Suddenly all hell broke lose. At first the people who called me, like Brian, tested my integrity in my native language. I stood ready to defend it. Eventually I was told that the ad would not go out and that a new one would be prepared. Somehow, shortly after hearing that, I felt sleepy as if reaching for the mythical dreams of the just.

About two hours later, however, I got a telephone call from a translations agency that had originally put me in contact with INNERVISION questioning why I had done what I did. Furthermore, its owner affirmed, what difference would it make if the ad had gone out as it was? After all it was none of my business and, besides, the company did a lot of business with his agency and he didn't want to antagonize anyone. My action sort of made me look like the bearer of bad news in Roman times, a messenger that, by doing his duty, would get his head chopped off. Having worked at one time for a large American corporation, the revelation was not new to me. In America, it seems, one isn't usually required to know much, or do things properly. The trick is to get along, to never "rock the boat" even if one may be forced to do so while trying to plug up its holes.
I could feel as I talked to the person on the other side of the phone, who, by the way, indicated that he had had nothing to do with the translation, that he feared for retribution and I sympathized with his plight. I did not soothe him in the least when I told him that, in reality, the original company should trust him even more now that it knew that his contacts were not as incompetent as the ones they had originally used for the Portuguese translation. "But, you're wrong," he said. "That's not how the system works. You would certainly make a bad courier," he repeated without ever being aware that the real bad courier in the particular case we were discussing would have been the idiotic message that would have been sent out hadn't I interfered.

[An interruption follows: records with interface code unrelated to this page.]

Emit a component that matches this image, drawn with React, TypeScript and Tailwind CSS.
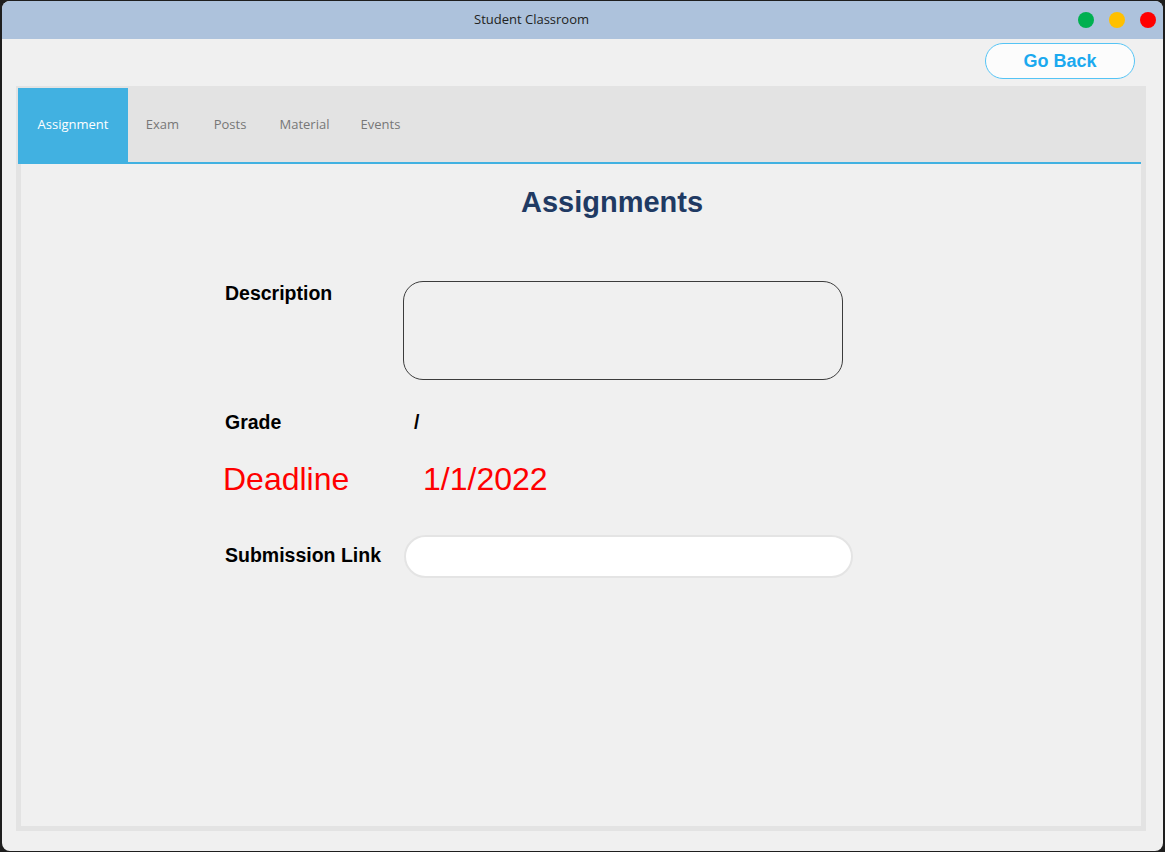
import React from 'react'

const tabs = [
  { name: 'Assignment', w: 'w-[110px]' },
  { name: 'Exam', w: 'w-[69px]' },
  { name: 'Posts', w: 'w-[66px]' },
  { name: 'Material', w: 'w-[83px]' },
  { name: 'Events', w: 'w-[69px]' },
]

export default function App() {
  return (
    <div className="w-[1165px] h-[852px] bg-[#1e1e1e] pt-[1px] pl-[2px] pr-[2px]">
      <div className="h-[850px] rounded-[8px] bg-[#f0f0f0] overflow-hidden flex flex-col">
        {/* Title bar */}
        <div className="h-[38px] bg-[#adc2dc] flex items-center pl-[472px] pr-[7px] shrink-0">
          <span className="text-[13px] text-[#222] font-['Open_Sans',sans-serif]">Student Classroom</span>
          <div className="ml-auto flex items-center gap-[15px]">
            <span className="w-4 h-4 rounded-full bg-[#00b050]" />
            <span className="w-4 h-4 rounded-full bg-[#ffc000]" />
            <span className="w-4 h-4 rounded-full bg-[#ff0000]" />
          </div>
        </div>

        {/* Go back row */}
        <div className="h-[47px] flex justify-end items-start pt-[4px] pr-[28px] shrink-0">
          <button
            type="button"
            className="w-[150px] h-[36px] rounded-full border-[1.5px] border-[#55c4f5] bg-[#fcfcfc] text-[18px] font-bold text-[#1ba9ef] font-['Liberation_Sans',Arial,sans-serif]"
          >
            Go Back
          </button>
        </div>

        {/* Tab control */}
        <div className="ml-[14px] mr-[17px] h-[745px] bg-[#e3e3e3] flex flex-col">
          <div className="h-[76px] pt-[2px] pl-[2px] flex shrink-0">
            {tabs.map((t, i) => (
              <div
                key={t.name}
                className={`${t.w} h-[74px] flex items-center justify-center text-[13px] font-['Open_Sans',sans-serif] ${
                  i === 0 ? 'bg-[#41b1e1] text-white' : 'text-[#777]'
                }`}
              >
                {t.name}
              </div>
            ))}
          </div>
          <div className="h-[2px] ml-[2px] mr-[5px] bg-[#41b1e1] shrink-0" />

          <div className="flex-1 ml-[5px] mr-[5px] mb-[5px] bg-[#f0f0f0] font-['Liberation_Sans',Arial,sans-serif]">
            <h1 className="mt-[24px] pl-[500px] text-[29px] leading-none font-bold text-[#1f3a63]">Assignments</h1>

            <div className="pl-[204px] mt-[64px] flex flex-col">
              <div className="flex items-start">
                <div className="w-[178px] mt-[3px] text-[19.5px] leading-none font-bold text-black">Description</div>
                <div className="w-[440px] h-[99px] rounded-[20px] border border-[#3c3c3c]" />
              </div>

              <div className="flex items-start mt-[33px]">
                <div className="w-[178px] text-[19.5px] leading-none font-bold text-black">Grade</div>
                <div className="ml-[11px] text-[19.5px] leading-none font-bold text-black">/</div>
              </div>

              <div className="flex items-start mt-[30px] -ml-[2px]">
                <div className="w-[180px] text-[32px] leading-none text-[#ff0000]">Deadline</div>
                <div className="ml-[20px] text-[32px] leading-none text-[#ff0000]">1/1/2022</div>
              </div>

              <div className="flex items-center mt-[40px]">
                <div className="w-[179px] text-[19.5px] leading-none font-bold text-black">Submission Link</div>
                <div className="w-[449px] h-[43px] rounded-full bg-white border-2 border-[#e4e4e4]" />
              </div>
            </div>
          </div>
        </div>
      </div>
    </div>
  )
}
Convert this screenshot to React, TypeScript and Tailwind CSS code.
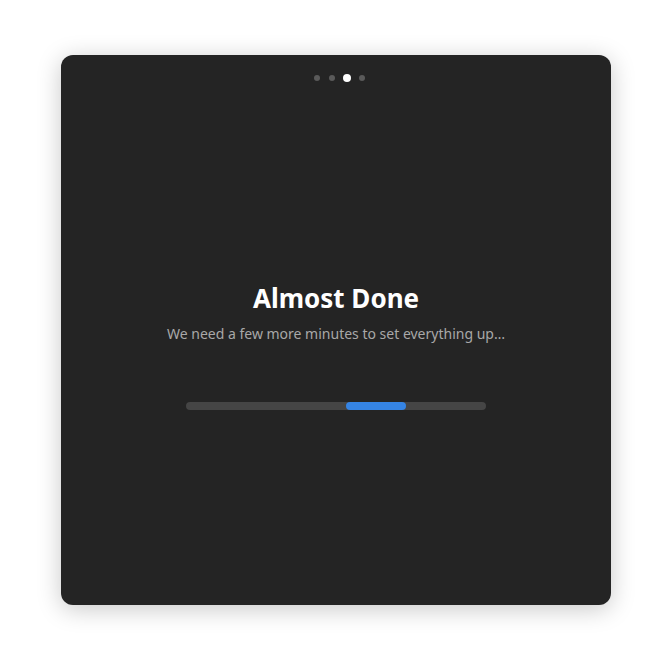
export default function App() {
  return (
    <div className="w-[672px] h-[672px] bg-white pt-[55px] pl-[61px]" style={{ fontFamily: '"Noto Sans", "Open Sans", sans-serif' }}>
      <div className="w-[550px] h-[550px] rounded-[12px] bg-[#242424] shadow-[0_4px_24px_rgba(0,0,0,0.22)] flex flex-col items-center">
        <div className="mt-[19px] ml-[7px] h-[8px] flex items-center">
          <div className="w-[6px] h-[6px] rounded-full bg-[#5a5a5a]" />
          <div className="ml-[9px] w-[6px] h-[6px] rounded-full bg-[#5a5a5a]" />
          <div className="ml-[8px] w-[8px] h-[8px] rounded-full bg-white" />
          <div className="ml-[8px] w-[6px] h-[6px] rounded-full bg-[#5a5a5a]" />
        </div>
        <div className="mt-[200px] text-[26px] leading-[32px] font-bold text-white">Almost Done</div>
        <div className="mt-[10px] text-[14px] leading-[20px] text-[#a8a8a8]">We need a few more minutes to set everything up…</div>
        <div className="mt-[58px] w-[300px] h-[8px] rounded-full bg-[#454545] relative">
          <div className="absolute left-[160px] top-0 w-[60px] h-[8px] rounded-full bg-[#3584e4]" />
        </div>
      </div>
    </div>
  );
}
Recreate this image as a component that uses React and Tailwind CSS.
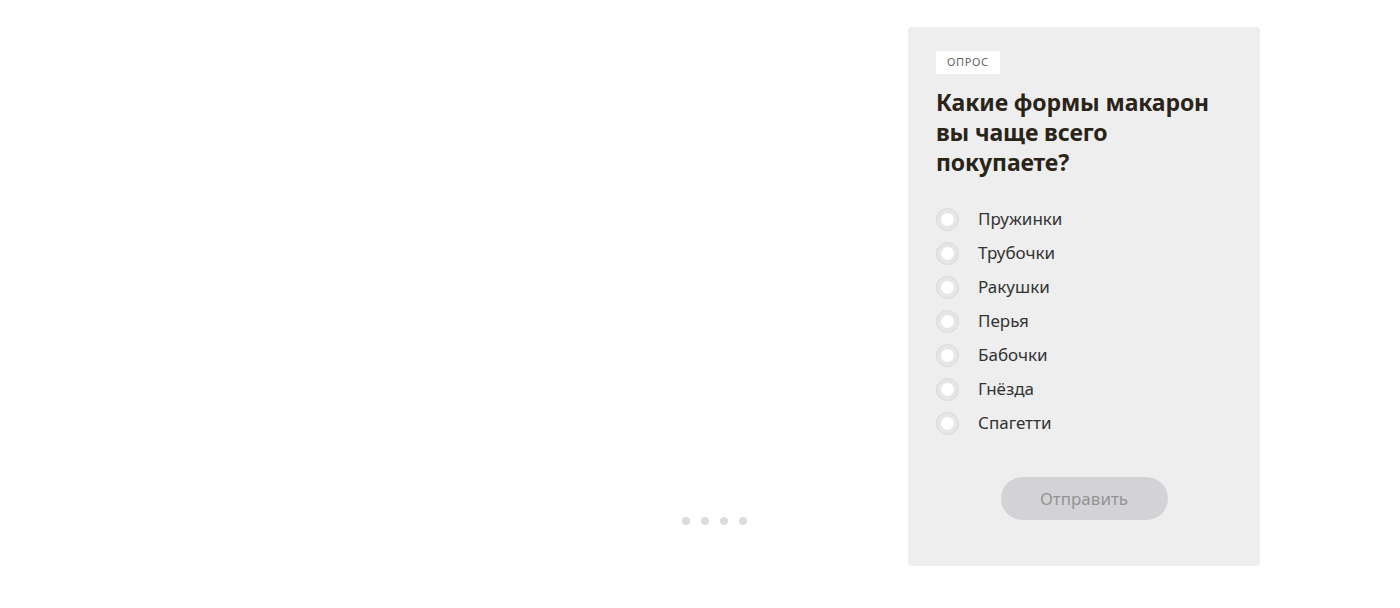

On the other hand, I am starting to feel that the man from the translation agency may have been right, while I was definitely wrong. Even my wife agreed with him. "What did you gain from your action?" She asked.

Somehow I couldn't answer her. I am not the best person in the world. Far from it. On the other hand, I am the type that if I go into a department store and see a perfectly usable article on the floor I just don't pass by and leave it alone. I pick it up and, if I can't find where it came from, I leave it on whatever stand is available so that it will not be damaged. Nothing perturbs me more than to see mothers at the Public Library, trying to give their children the reading habit, and simultaneously not picking up the books that the same children dump books all over the floor and return them to a table - any table. Somehow I feel that all of us have a responsibility to help should the effort be minimal and chance to do good within our reach. When Brian called me originally, for example, I did not tell him that my correcting his original non word and the rest of the text would cost "x". I offered myself because the challenge was there. Period. Furthermore, in spite of the minute amount of stock I own in Brian's company, I felt that what I did was the least I could do to justify the most minute protection of my minute investment. Is that any different from the action of any reasonable citizen who, upon seeing someone vandalize a building, calls the police on the perpetrator? Granted the citizen gains nothing from his actions. On the other hand, where does it say that everything we do must be for one's own gain? In the vandal's case, for example, the citizen's call definitely does interfere with his, or her, view of "freedom". Most reasonable people, however, will agree that the vandal's "freedom" terminates upon the destruction of someone else's property. Where, therefore, was the difference between my faxing the "police" (The company paying for the ad) and informing it that, in a way, it too was being "vandalized" by inaccuracies?

Or was I wrong simply because there was no financial gain for me? Where does it say that I, too, must always act as if everything I do must have a reward beyond the feeling of seeing something turn out well? Granted that, perhaps, some of the individuals up the corporate line who had approved the ad originally may have had the corporate wrists slapped. But whose fault was that, anyway? Mine, or theirs? Did they have their company's interest at heart when, upon being told of their errors, they still went ahead with their pretensions that they knew what they were doing? That it was only a matter of taste? Oh, come on... Give me a break.